Written problem :: Every line below that contains "components" is to be copied.

Data segment ::
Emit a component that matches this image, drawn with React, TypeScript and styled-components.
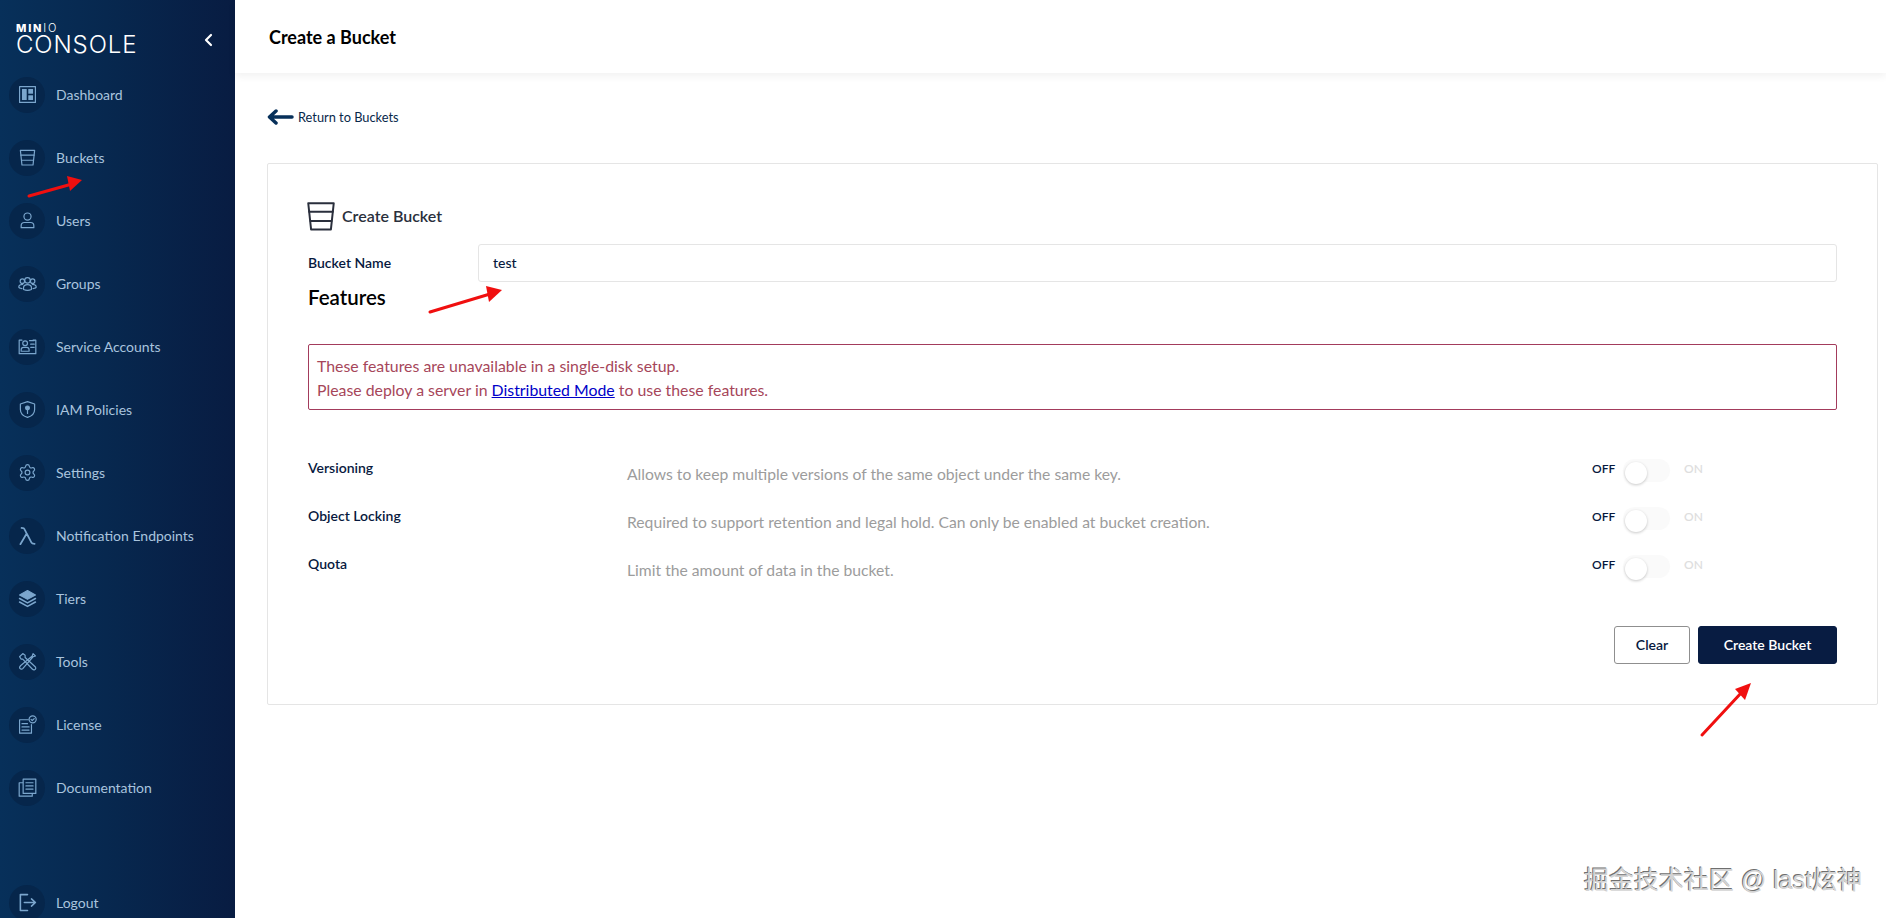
import React from 'react';
import styled, { createGlobalStyle } from 'styled-components';
import { Settings } from 'lucide-react';

const GlobalStyle = createGlobalStyle`
  html, body {
    margin: 0;
    padding: 0;
    height: 100%;
    background: #fff;
    font-family: 'Lato', 'Noto Sans', sans-serif;
  }
  * { box-sizing: border-box; }
`;

const Page = styled.div`
  position: relative;
  display: flex;
  width: 100%;
  height: 100vh;
  overflow: hidden;
`;

const Sidebar = styled.aside`
  flex: 0 0 235px;
  height: 100%;
  overflow: hidden;
  background: linear-gradient(90deg, #07305a 0%, #07284f 45%, #081c42 100%);
`;

const Brand = styled.div`
  display: flex;
  align-items: center;
  justify-content: space-between;
  height: 63px;
  padding: 17px 22px 0 16px;
`;

const Logo = styled.div`
  display: flex;
  flex-direction: column;
  color: #fff;
`;

const LogoTop = styled.span`
  font-family: 'Inter', sans-serif;
  font-size: 11px;
  line-height: 10px;
  font-weight: 800;
  letter-spacing: 1.8px;

  i {
    font-style: normal;
    font-weight: 300;
  }
`;

const LogoName = styled.span`
  font-family: 'Inter', sans-serif;
  font-size: 24px;
  line-height: 24px;
  font-weight: 300;
  letter-spacing: 0.9px;
`;

const NavItem = styled.div<{ $gap?: number }>`
  display: flex;
  align-items: center;
  gap: 11px;
  height: 63px;
  padding-left: 9px;
  margin-top: ${({ $gap }) => $gap ?? 0}px;
  color: #a9c4de;
  font-size: 14px;
`;

const IconDisc = styled.span`
  display: flex;
  align-items: center;
  justify-content: center;
  width: 36px;
  height: 36px;
  border-radius: 50%;
  background: #06264b;
  color: #7ba6cd;
`;

const Main = styled.main`
  flex: 1;
  min-width: 0;
  display: flex;
  flex-direction: column;
`;

const Header = styled.header`
  display: flex;
  align-items: center;
  height: 73px;
  padding-left: 34px;
  box-shadow: 0 3px 8px rgba(0, 0, 0, 0.06);
  color: #000;
  font-size: 18px;
  font-weight: 700;
`;

const BackRow = styled.div`
  display: flex;
  align-items: center;
  gap: 4px;
  height: 16px;
  margin: 36px 0 38px 32px;
  color: #07274a;
  font-size: 12.8px;
`;

const Card = styled.section`
  margin: 0 8px 0 32px;
  height: 542px;
  padding: 39px 40px 0;
  border: 1px solid #e5e5e5;
  border-radius: 2px;
`;

const CardTitle = styled.div`
  display: flex;
  align-items: center;
  gap: 8px;
  height: 26px;
  padding-bottom: 1px;
  color: #2a2f3c;
  font-size: 16px;
  font-weight: 600;
`;

const TitleIcon = styled.span`
  display: flex;
  justify-content: center;
  align-items: center;
  width: 26px;
  height: 26px;
  color: #2a2f3c;
`;

const NameRow = styled.div`
  display: grid;
  grid-template-columns: 170px 1fr;
  align-items: center;
  margin-top: 15px;
`;

const FieldLabel = styled.label`
  padding-bottom: 2px;
  color: #07193e;
  font-size: 14px;
  font-weight: 600;
`;

const NameInput = styled.div`
  display: flex;
  align-items: center;
  height: 38px;
  padding: 0 0 2px 14px;
  border: 1px solid #e5e5e5;
  border-radius: 3px;
  color: #07193e;
  font-size: 14px;
  font-weight: 500;
`;

const FeaturesTitle = styled.h2`
  margin: 0;
  height: 30px;
  line-height: 30px;
  color: #000;
  font-size: 20.500px;
  font-weight: 600;
`;

const Alert = styled.div`
  margin-top: 32px;
  height: 66px;
  padding: 9px 8px;
  border: 1px solid #a33b5c;
  border-radius: 2px;
  color: #a6465a;
  font-size: 15.850px;
  line-height: 24px;

  a {
    color: #0000c8;
    text-decoration: underline;
  }
`;

const Features = styled.div`
  margin-top: 43px;
`;

const FeatureRow = styled.div`
  display: grid;
  grid-template-columns: 319px 965px auto;
  height: 48px;
`;

const FeatureName = styled.div`
  color: #07193e;
  font-size: 14px;
  font-weight: 600;
  line-height: 20px;
  margin-top: 5px;
`;

const FeatureText = styled.div`
  color: #9c9c9c;
  font-size: 15.700px;
  line-height: 20px;
  margin-top: 11px;
`;

const ToggleWrap = styled.div`
  display: flex;
  align-items: flex-start;
  padding-top: 6px;
  font-size: 12px;
  line-height: 14px;
`;

const OffLabel = styled.span`
  margin-top: 3px;
  width: 31px;
  color: #07193e;
  font-weight: 600;
`;

const OnLabel = styled.span`
  margin: 3px 0 0 14px;
  color: #dedede;
  font-weight: 600;
`;

const Track = styled.span`
  position: relative;
  display: block;
  width: 47px;
  height: 23px;
  border-radius: 12px;
  background: #fafafa;
`;

const Knob = styled.span`
  position: absolute;
  left: 2px;
  top: 3px;
  width: 22px;
  height: 22px;
  border-radius: 50%;
  background: #fff;
  box-shadow: 0 1px 3px rgba(0, 0, 0, 0.22);
`;

const Actions = styled.div`
  display: flex;
  justify-content: flex-end;
  gap: 8px;
  margin-top: 29px;
`;

const Button = styled.button<{ $primary?: boolean }>`
  height: 38px;
  width: ${({ $primary }) => ($primary ? 139 : 76)}px;
  padding: 0 0 2px;
  border: 1px solid ${({ $primary }) => ($primary ? '#081c42' : '#8f8f8f')};
  border-radius: 3px;
  background: ${({ $primary }) => ($primary ? '#081c42' : '#fff')};
  color: ${({ $primary }) => ($primary ? '#fff' : '#07193e')};
  font-family: inherit;
  font-size: 14px;
  font-weight: 600;
`;

const Annotations = styled.svg`
  position: absolute;
  inset: 0;
  width: 100%;
  height: 100%;
  pointer-events: none;
`;

const Watermark = styled.div`
  position: absolute;
  left: 1584px;
  top: 862px;
  color: #d4d4d4;
  font-family: 'Liberation Sans', 'Noto Sans CJK SC', sans-serif;
  font-size: 25px;
  line-height: 36px;
  white-space: nowrap;
  text-shadow: -1px -1px 0 #6f6f6f;
`;

const Glyph = ({ children, size = 19, weight = 1.5 }: { children: React.ReactNode; size?: number; weight?: number }) => (
  <svg width={size} height={size} viewBox="0 0 24 24" fill="none" stroke="currentColor" strokeWidth={weight} strokeLinecap="round" strokeLinejoin="round" style={{ flex: 'none' }}>
    {children}
  </svg>
);

const BucketShape = () => (
  <>
    <path d="M3 3h18l-2 18.500H5z" />
    <path d="M3.700 9h16.600M4.600 15.500h14.800" />
  </>
);

const navItems: { label: string; icon: React.ReactNode }[] = [
  {
    label: 'Dashboard',
    icon: (
      <>
        <rect x="2" y="2" width="20" height="20" />
        <rect x="5" y="5" width="6" height="14" fill="currentColor" stroke="none" />
        <rect x="13" y="5" width="6" height="6" fill="currentColor" stroke="none" />
        <rect x="13" y="13" width="6" height="6" fill="currentColor" stroke="none" />
      </>
    ),
  },
  { label: 'Buckets', icon: <BucketShape /> },
  {
    label: 'Users',
    icon: (
      <>
        <circle cx="12" cy="7" r="4.500" />
        <path d="M4 21v-2.500c0-2.500 2-4 4-4h8c2 0 4 1.500 4 4V21z" />
      </>
    ),
  },
  {
    label: 'Groups',
    icon: (
      <>
        <circle cx="12" cy="8" r="3.500" />
        <circle cx="5.500" cy="9" r="2.800" />
        <circle cx="18.500" cy="9" r="2.800" />
        <path d="M7 19.500v-2c0-2 2-4 5-4s5 2 5 4v2c-3 1.300-7 1.300-10 0z" />
        <path d="M6 13c-2.500 0-5 1.500-5 3.500 0 1 1.500 1.700 4 1.900M18 13c2.500 0 5 1.500 5 3.500 0 1-1.500 1.700-4 1.900" />
      </>
    ),
  },
  {
    label: 'Service Accounts',
    icon: (
      <>
        <path d="M5 4H1.500v17h21V4H19" />
        <circle cx="9" cy="8" r="3" />
        <path d="M4 18v-2c0-1.500 1.500-3 3-3h4c1.500 0 3 1.500 3 3v2z" />
        <path d="M14.500 4.500h6M16 9h4.500M16 13h4.500" />
      </>
    ),
  },
  {
    label: 'IAM Policies',
    icon: (
      <>
        <path d="M12 2l9 3v7c0 5-4 8.500-9 10-5-1.500-9-5-9-10V5z" />
        <circle cx="12" cy="10" r="2.400" fill="currentColor" />
        <path d="M12 12v5" />
      </>
    ),
  },
  { label: 'Settings', icon: <Settings size={24} strokeWidth={1.5} /> },
  {
    label: 'Notification Endpoints',
    icon: <path d="M3 23L11 9.500 8.500 4.500C8 3 7 2.500 4.500 2.500M11 9.500l6 11.500c.5 1 1.500 1.500 4 1.500" strokeWidth="2.200" />,
  },
  {
    label: 'Tiers',
    icon: (
      <>
        <path d="M12 2l10 5.500-10 5.500L2 7.500z" fill="currentColor" />
        <path d="M2 12l10 5.500L22 12M2 16.500L12 22l10-5.500" strokeWidth="2" />
      </>
    ),
  },
  {
    label: 'Tools',
    icon: (
      <>
        <path d="M2 6l4-4 3 2v3l13 12c1 1.500 0 3-1 3.500-1 .5-2 0-3-1L6 9H4z" />
        <path d="M19 2l3 3-3 1-13 15c-1.500 1.500-4 0-4-1.500 0-1 .5-1.500 1.500-2.500L18 5z" />
      </>
    ),
  },
  {
    label: 'License',
    icon: (
      <>
        <path d="M13 6H2v17h15V12" />
        <path d="M5 11h7M5 15h9M5 19h9" />
        <circle cx="18.500" cy="5.500" r="4.500" />
        <path d="M16.500 5.500l1.500 1.500 2.500-2.500" />
      </>
    ),
  },
  {
    label: 'Documentation',
    icon: (
      <>
        <rect x="6.500" y="1.500" width="16" height="18" />
        <path d="M10 6h9M10 10h9M10 14h9" />
        <path d="M6 6H1.500v17H18v-3" />
      </>
    ),
  },
];

const features = [
  { name: 'Versioning', text: 'Allows to keep multiple versions of the same object under the same key.' },
  { name: 'Object Locking', text: 'Required to support retention and legal hold. Can only be enabled at bucket creation.' },
  { name: 'Quota', text: 'Limit the amount of data in the bucket.' },
];

const App = () => (
  <>
    <GlobalStyle />
    <Page>
      <Sidebar>
        <Brand>
          <Logo>
            <LogoTop>
              MIN<i>IO</i>
            </LogoTop>
            <LogoName>CONSOLE</LogoName>
          </Logo>
          <svg width="10" height="14" viewBox="0 0 10 14" fill="none" stroke="#fff" strokeWidth="2.200" strokeLinecap="round" strokeLinejoin="round">
            <path d="M8 2L3 7l5 5" />
          </svg>
        </Brand>
        <nav>
          {navItems.map((item) => (
            <NavItem key={item.label}>
              <IconDisc>
                <Glyph>{item.icon}</Glyph>
              </IconDisc>
              {item.label}
            </NavItem>
          ))}
          <NavItem $gap={52}>
            <IconDisc>
              <Glyph>
                <path d="M12 2H3v20h9" strokeWidth="2" />
                <path d="M8 12h14M17 7.500l5 4.500-5 4.500" strokeWidth="2" />
              </Glyph>
            </IconDisc>
            Logout
          </NavItem>
        </nav>
      </Sidebar>
      <Main>
        <Header>Create a Bucket</Header>
        <BackRow>
          <svg width="27" height="16" viewBox="0 0 27 16" fill="none" stroke="#07305a" strokeWidth="3.500" strokeLinecap="round" strokeLinejoin="round">
            <path d="M25 8H3M9 2L2.500 8 9 14" />
          </svg>
          Return to Buckets
        </BackRow>
        <Card>
          <CardTitle>
            <TitleIcon>
              <Glyph size={34} weight={1.400}>
                <BucketShape />
              </Glyph>
            </TitleIcon>
            Create Bucket
          </CardTitle>
          <NameRow>
            <FieldLabel>Bucket Name</FieldLabel>
            <NameInput>test</NameInput>
          </NameRow>
          <FeaturesTitle>Features</FeaturesTitle>
          <Alert>
            These features are unavailable in a single-disk setup.
            <br />
            Please deploy a server in <a href="#distributed">Distributed Mode</a> to use these features.
          </Alert>
          <Features>
            {features.map((feature) => (
              <FeatureRow key={feature.name}>
                <FeatureName>{feature.name}</FeatureName>
                <FeatureText>{feature.text}</FeatureText>
                <ToggleWrap>
                  <OffLabel>OFF</OffLabel>
                  <Track>
                    <Knob />
                  </Track>
                  <OnLabel>ON</OnLabel>
                </ToggleWrap>
              </FeatureRow>
            ))}
          </Features>
          <Actions>
            <Button>Clear</Button>
            <Button $primary>Create Bucket</Button>
          </Actions>
        </Card>
      </Main>
      <Annotations viewBox="0 0 1886 918">
        <g fill="none" stroke="#f00f0f" strokeWidth="3" strokeLinecap="round">
          <path d="M29 196L72 184" />
          <path d="M430 312L490 294" />
          <path d="M1702 735L1742 692" />
        </g>
        <g fill="#f00f0f">
          <path d="M82 180L67 176 70 191z" />
          <path d="M502 290L486 286 489 302z" />
          <path d="M1751 683L1735 689 1745 700z" />
        </g>
      </Annotations>
      <Watermark>掘金技术社区 @ last炫神</Watermark>
    </Page>
  </>
);

export default App;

Final result ::
Emit a component that matches this image, drawn with React, TypeScript and styled-components.
import styled, { createGlobalStyle } from 'styled-components';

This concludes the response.